Kevin Knox and R.J. Barrett need a reboot to their confidence. To start the season, Knox hit 54% of his threes and looked ready to take a step forward. Fizdale then took him out of the lineup—and later started him at shooting guard. Knox should be reinstalled into a role that allows him to play with a solid defender alongside him.
Barrett’s play has tailed off recently, leaving one to wonder if he should remain second on the team in scoring. A slight minute decline and more consideration for his long-term role, whether he’s a creator long-term or not, should be on the table.
Under Miller’s tutelage as head coach of the Westchester Knicks, Westchester had three top-five finishes in defensive efficiency; solid, considering the constant shuffle of a G League roster. As pointed out before, the trio of Barrett, Robinson, and Ntilikina could help form a solid defensive unit, which could get those players in order.

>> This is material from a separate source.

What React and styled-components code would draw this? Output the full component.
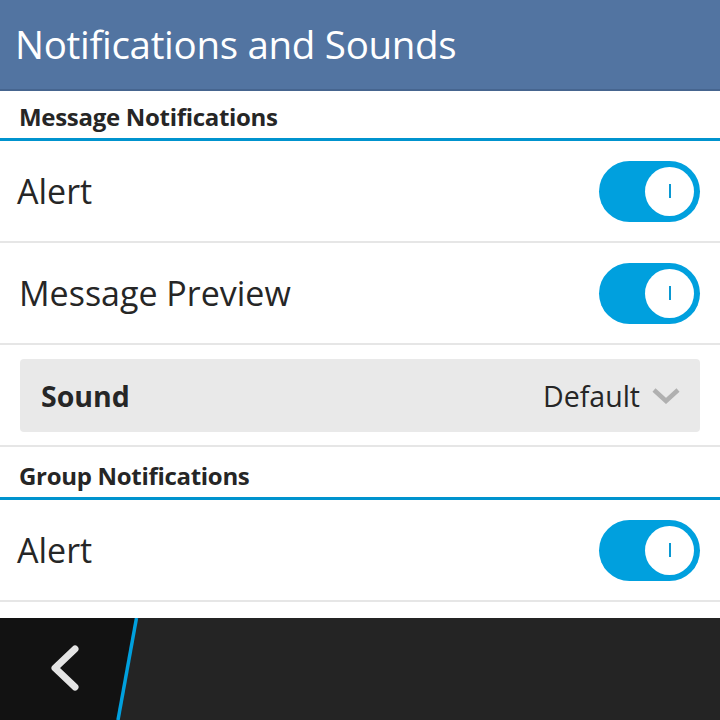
import React from "react";
import styled, { createGlobalStyle } from "styled-components";

const Global = createGlobalStyle`
  html, body { margin: 0; padding: 0; background: #fff; }
  body { width: 720px; height: 720px; overflow: hidden; font-family: "Open Sans", "Noto Sans", sans-serif; }
`;

const Screen = styled.div`
  width: 720px;
  height: 720px;
  display: flex;
  flex-direction: column;
  background: #fff;
  color: #262626;
`;

const Header = styled.header`
  height: 91px;
  flex: none;
  box-sizing: border-box;
  background: #5274a1;
  border-bottom: 2px solid #46658f;
  display: flex;
  align-items: center;
  padding-left: 15px;
`;

const Title = styled.h1`
  margin: 0;
  font-weight: 400;
  font-size: 38.5px;
  color: #fff;
  letter-spacing: -0.3px;
  padding-bottom: 1px;
`;

const Content = styled.main`
  flex: 1;
  display: flex;
  flex-direction: column;
`;

const SectionHeader = styled.div`
  height: ${(p) => p.$h + 3}px;
  flex: none;
  display: flex;
  align-items: flex-end;
  padding: 0 19px 5px;
  box-sizing: border-box;
  font-weight: 700;
  font-size: 24px;
  letter-spacing: -0.3px;
  border-bottom: 3px solid #0093ce;
`;

const Row = styled.div`
  height: 102px;
  flex: none;
  display: flex;
  align-items: center;
  justify-content: space-between;
  padding: 0 20px 0 17px;
  border-bottom: 2px solid #e6e6e6;
  box-sizing: border-box;
`;

const Label = styled.span`
  font-size: 34px;
  padding-left: ${(p) => p.$indent || 0}px;
`;

const Toggle = styled.div`
  width: 101px;
  height: 61px;
  border-radius: 31px;
  background: #00a0de;
  display: flex;
  align-items: center;
  justify-content: flex-end;
  padding-right: 6px;
  box-sizing: border-box;
`;

const Knob = styled.div`
  width: 49px;
  height: 49px;
  border-radius: 50%;
  background: #fff;
  display: flex;
  align-items: center;
  justify-content: center;
  &::after {
    content: "";
    width: 2px;
    height: 14px;
    background: #0a98d2;
  }
`;

const SoundRow = styled.div`
  height: 102px;
  flex: none;
  padding: 14px 20px 15px;
  box-sizing: border-box;
  border-bottom: 2px solid #e6e6e6;
`;

const Dropdown = styled.div`
  height: 73px;
  background: #e9e9e9;
  border-radius: 4px;
  display: flex;
  align-items: center;
  justify-content: space-between;
  padding: 0 20px 0 21px;
  box-sizing: border-box;
`;

const DropLabel = styled.span`
  font-weight: 700;
  font-size: 28.5px;
`;

const DropValue = styled.span`
  display: flex;
  align-items: center;
  gap: 12px;
  font-size: 28.5px;
`;

const Spacer = styled.div`
  flex: 1;
`;

const BottomBar = styled.nav`
  height: 102px;
  flex: none;
  background: #242424;
  position: relative;
  display: flex;
`;

const BackArea = styled.div`
  width: 138px;
  background: #121212;
  clip-path: polygon(0 0, 138px 0, 118px 100%, 0 100%);
  display: flex;
  align-items: center;
  padding-left: 47px;
  box-sizing: border-box;
`;

const Slash = styled.svg`
  position: absolute;
  left: 0;
  top: 0;
`;

function Switch() {
  return (
    <Toggle>
      <Knob />
    </Toggle>
  );
}

export default function App() {
  return (
    <>
      <Global />
      <Screen>
        <Header>
          <Title>Notifications and Sounds</Title>
        </Header>
        <Content>
          <SectionHeader $h={47}>Message Notifications</SectionHeader>
          <Row>
            <Label>Alert</Label>
            <Switch />
          </Row>
          <Row>
            <Label $indent={2}>Message Preview</Label>
            <Switch />
          </Row>
          <SoundRow>
            <Dropdown>
              <DropLabel>Sound</DropLabel>
              <DropValue>
                Default
                <svg width="28" height="16" viewBox="0 0 28 16">
                  <path d="M2 2 L14 13 L26 2" fill="none" stroke="#b0b0b0" strokeWidth="4.5" />
                </svg>
              </DropValue>
            </Dropdown>
          </SoundRow>
          <SectionHeader $h={50}>Group Notifications</SectionHeader>
          <Row>
            <Label>Alert</Label>
            <Switch />
          </Row>
          <Spacer />
        </Content>
        <BottomBar>
          <BackArea>
            <svg width="34" height="48" viewBox="0 0 34 48">
              <path d="M28 4 L8 23 L28 42" fill="none" stroke="#e4e4e4" strokeWidth="7" strokeLinecap="round" strokeLinejoin="round" />
            </svg>
          </BackArea>
          <Slash width="160" height="102" viewBox="0 0 160 102">
            <line x1="136.5" y1="0" x2="118" y2="102" stroke="#00a0de" strokeWidth="3.5" />
          </Slash>
        </BottomBar>
      </Screen>
    </>
  );
}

The New York Knicks are entering another phase after the firing of David Fizdale. The Knicks are 4-18 with no hope of making the playoffs. After spending $70 million this offseason, Knicks fans are busy watching college basketball, hoping the ping-pong balls grace them with the number one pick.
That’s simply unfair to the fanbase, but it’s been the story for the last 20 years of Knicks basketball.
With Mike Miller now at the helm, the Knicks have to reestablish and prioritize their young players, establish some identity on offense, and find a way to use their prized free agent from five months ago.
The final score from the next 60 games won’t matter, but the results, the playing time, and the development of the future over the remainder of the season are crucial.